Data listing
** Begin **
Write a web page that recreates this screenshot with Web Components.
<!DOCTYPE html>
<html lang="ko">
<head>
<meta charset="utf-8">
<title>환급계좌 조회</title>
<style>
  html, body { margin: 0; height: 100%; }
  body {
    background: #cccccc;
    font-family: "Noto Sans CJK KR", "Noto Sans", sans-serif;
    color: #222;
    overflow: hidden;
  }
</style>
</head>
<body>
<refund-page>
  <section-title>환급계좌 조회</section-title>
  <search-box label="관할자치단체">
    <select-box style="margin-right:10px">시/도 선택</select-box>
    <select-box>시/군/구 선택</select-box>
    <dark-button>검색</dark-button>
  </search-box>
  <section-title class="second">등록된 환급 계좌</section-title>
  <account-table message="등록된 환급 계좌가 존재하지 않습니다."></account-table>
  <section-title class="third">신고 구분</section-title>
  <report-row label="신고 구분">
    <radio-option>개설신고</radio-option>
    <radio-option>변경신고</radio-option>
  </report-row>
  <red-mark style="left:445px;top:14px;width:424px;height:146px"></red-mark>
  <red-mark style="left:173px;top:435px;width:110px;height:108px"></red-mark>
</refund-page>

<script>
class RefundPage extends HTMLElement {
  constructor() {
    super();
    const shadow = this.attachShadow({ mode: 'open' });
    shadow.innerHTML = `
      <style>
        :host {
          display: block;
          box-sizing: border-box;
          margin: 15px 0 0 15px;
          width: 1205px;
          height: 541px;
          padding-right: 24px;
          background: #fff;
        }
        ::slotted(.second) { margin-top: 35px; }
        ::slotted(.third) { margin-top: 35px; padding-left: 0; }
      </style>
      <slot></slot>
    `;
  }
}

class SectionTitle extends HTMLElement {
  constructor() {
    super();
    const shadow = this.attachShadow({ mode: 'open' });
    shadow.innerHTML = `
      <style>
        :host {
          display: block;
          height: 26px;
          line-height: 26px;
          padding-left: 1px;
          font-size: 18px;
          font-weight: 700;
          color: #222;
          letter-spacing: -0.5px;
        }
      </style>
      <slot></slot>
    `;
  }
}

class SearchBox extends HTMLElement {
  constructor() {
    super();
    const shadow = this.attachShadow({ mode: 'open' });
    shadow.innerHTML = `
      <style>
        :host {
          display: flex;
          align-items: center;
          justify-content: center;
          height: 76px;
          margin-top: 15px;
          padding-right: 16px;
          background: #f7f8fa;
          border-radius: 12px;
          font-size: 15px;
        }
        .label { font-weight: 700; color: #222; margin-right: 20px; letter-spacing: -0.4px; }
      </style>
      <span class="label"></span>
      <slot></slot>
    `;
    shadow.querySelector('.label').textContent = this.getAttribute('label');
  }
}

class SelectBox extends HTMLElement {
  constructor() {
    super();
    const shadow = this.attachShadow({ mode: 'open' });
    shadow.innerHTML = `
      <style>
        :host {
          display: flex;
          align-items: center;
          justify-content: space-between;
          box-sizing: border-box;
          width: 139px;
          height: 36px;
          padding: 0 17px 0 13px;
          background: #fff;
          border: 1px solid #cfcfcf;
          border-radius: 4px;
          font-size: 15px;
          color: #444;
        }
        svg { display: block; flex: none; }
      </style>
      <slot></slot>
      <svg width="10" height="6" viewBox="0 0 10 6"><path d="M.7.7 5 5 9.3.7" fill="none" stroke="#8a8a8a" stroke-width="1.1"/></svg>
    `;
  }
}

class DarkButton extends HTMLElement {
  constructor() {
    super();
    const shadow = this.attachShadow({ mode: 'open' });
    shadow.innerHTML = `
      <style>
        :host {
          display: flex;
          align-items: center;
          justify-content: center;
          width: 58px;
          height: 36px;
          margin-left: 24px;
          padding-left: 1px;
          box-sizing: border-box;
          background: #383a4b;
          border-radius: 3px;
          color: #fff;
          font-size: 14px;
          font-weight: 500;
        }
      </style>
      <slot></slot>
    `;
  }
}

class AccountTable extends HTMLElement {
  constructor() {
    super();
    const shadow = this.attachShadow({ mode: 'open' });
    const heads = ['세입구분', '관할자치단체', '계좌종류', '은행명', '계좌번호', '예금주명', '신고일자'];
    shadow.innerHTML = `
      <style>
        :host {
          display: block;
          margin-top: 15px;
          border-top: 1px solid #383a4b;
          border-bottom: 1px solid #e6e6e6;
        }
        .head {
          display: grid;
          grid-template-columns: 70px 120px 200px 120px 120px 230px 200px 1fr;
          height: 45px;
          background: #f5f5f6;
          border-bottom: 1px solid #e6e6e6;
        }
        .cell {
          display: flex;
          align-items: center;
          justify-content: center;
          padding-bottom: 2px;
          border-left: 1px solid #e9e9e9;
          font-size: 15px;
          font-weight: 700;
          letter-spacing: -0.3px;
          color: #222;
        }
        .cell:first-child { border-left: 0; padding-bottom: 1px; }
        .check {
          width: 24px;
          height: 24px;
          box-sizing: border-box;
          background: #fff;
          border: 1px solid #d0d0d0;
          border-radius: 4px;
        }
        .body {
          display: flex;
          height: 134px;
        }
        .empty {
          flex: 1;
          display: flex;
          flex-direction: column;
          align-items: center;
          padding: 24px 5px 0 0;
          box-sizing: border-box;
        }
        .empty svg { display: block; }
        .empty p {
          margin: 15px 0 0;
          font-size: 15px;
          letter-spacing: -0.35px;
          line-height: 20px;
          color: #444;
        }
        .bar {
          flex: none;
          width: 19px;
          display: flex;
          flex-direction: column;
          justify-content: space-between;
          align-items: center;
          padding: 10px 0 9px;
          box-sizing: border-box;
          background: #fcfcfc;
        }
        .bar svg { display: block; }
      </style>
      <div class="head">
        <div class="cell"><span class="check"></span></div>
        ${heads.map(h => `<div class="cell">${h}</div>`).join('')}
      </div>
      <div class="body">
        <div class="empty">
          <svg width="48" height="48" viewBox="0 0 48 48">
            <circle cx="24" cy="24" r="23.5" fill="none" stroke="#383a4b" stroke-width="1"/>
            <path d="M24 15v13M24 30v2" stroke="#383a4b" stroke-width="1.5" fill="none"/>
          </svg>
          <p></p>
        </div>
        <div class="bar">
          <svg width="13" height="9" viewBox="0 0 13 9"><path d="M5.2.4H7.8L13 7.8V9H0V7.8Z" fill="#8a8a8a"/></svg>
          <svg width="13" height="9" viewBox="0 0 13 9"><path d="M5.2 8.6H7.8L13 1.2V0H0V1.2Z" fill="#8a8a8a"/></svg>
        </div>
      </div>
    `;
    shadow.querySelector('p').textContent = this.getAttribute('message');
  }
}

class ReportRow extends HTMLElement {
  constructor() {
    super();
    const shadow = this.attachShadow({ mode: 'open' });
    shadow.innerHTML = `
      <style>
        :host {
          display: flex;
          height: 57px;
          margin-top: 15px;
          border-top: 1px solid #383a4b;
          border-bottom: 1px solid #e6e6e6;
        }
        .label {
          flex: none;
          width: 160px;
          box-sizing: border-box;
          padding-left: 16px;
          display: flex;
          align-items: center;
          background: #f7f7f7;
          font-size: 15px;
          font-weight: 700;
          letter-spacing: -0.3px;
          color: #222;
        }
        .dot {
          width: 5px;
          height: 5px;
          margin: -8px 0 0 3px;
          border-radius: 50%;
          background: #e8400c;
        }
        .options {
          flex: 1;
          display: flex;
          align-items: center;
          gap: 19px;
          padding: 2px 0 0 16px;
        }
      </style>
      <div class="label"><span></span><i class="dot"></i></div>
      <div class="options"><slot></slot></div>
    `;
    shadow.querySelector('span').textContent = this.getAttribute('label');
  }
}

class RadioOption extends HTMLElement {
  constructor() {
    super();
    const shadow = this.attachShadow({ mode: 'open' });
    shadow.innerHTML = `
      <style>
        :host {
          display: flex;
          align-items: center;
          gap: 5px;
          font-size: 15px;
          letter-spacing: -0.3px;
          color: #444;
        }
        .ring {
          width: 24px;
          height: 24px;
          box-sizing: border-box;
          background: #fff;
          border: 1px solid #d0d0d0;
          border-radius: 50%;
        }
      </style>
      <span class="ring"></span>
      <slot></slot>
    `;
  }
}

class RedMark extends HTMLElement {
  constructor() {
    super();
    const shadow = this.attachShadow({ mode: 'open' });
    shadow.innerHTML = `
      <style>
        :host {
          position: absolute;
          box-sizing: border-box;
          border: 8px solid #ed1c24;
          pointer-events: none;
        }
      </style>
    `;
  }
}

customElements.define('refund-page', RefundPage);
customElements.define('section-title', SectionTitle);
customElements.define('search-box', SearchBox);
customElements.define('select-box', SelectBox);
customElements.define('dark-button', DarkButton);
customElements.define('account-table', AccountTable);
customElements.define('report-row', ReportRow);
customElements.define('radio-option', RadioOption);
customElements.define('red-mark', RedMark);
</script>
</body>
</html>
** End **
** Begin **
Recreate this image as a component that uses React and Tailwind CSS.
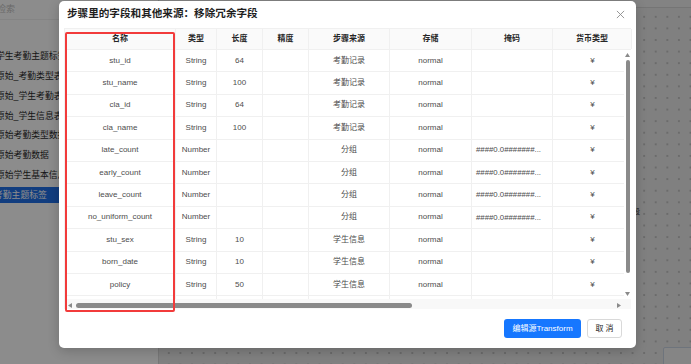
** End **
Stated exercise
The required output is the number of lines containing the word "that", and nothing besides.

Task solution
2